Junior Cert CSPE: ‘Addressed core concepts’

Candidates asked to comment on CSPE being examined in the Junior Cert for the last time

Students were asked in Wednesday’s paper about current issues including lowering of the voting age to 16.  Photograph: Tom Honan/The Irish Times.

Students were asked in Wednesday’s paper about current issues including lowering of the voting age to 16. Photograph: Tom Honan/The Irish Times.

 

Students sitting the last Junior Certificate examination to be held on the Civic, Social and Political Education (CSPE) syllabus were met with a “fair” paper featuring questions on matters relating to political figures, voting age and Brexit.

Civic, Social and Political Education (CSPE) was introduced as a mandatory subject in the Junior Certificate curriculum in 1997 and is taught to all Junior Certificate students but after 2019 it will no longer be examined under Junior Cert reforms.

Brendan Greene who is TUI subject spokesperson on CSPE and who teaches St Clare’s Comprehensive School in Manorhamilton, Co Leitrim, described the examination as “a fair paper “ which addressed the core concepts of the subject.”

“It was of average difficulty,” he said, adding that “it was well-geared in terms of what’s happening around the place.”

The subject is taught to give students an understanding of the civic, social and political dimensions of their lives and CSPE teachers fear the subject is being downgraded under the Junior Cert reform programme.

“Looking at it as a teacher of the subject I thought the paper was a loud call to the politicians to save the subject of CSPE.” Mr Greene said.

One question which caught the eye was 4c in Section 3 where candidates were asked to give their opinion on the demotion of CSPE as an examinable subject.

Students were asked to write a letter to the Minister for Education giving their opinion on its removal from the list of examinable subjects.

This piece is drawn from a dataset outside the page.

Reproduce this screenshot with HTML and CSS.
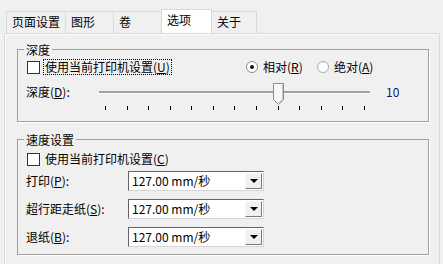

“I thought it was a brilliant question for students to articulate on,” Mr Greene said. “If a subject is assessed by the State it has an awful lot more value than something that is just seen as wishy-washy.”

“This is the last chance students will have to acquire knowledge in the education system about politics. They can do politics and society at senior level but that will be a minority subject for a long time to come,” he added.

Students were asked in Wednesday’s paper about current issues including the use of coffee cups, plastic straws and global goals “which is very much in the media in recent times.”

The issue of Brexit featured in Section 3 where candidates were asked to detail arguments in favour of and against Ireland leaving the EU.

“That was a nice way of bringing in the Brexit issue,” Mr Greene said.

“Anyone who was left here at the end seemed to be happy enough. They nearly always are - it’s a common level subject -there aren’t too many common level subjects yet in Junior Cert and the fact that it has been made common level that makes it a bit easier for the top level students.”

Try this at home:

Section 3. Q 4 (c) 2019 is the final year CSPE is being examined in the Junior Certificate Examination. You would like to give your opinion on this change. Write a detailed letter to the Minster for Education and Skills clearly stating your opinion. Explain in detail two reasons for your point of view.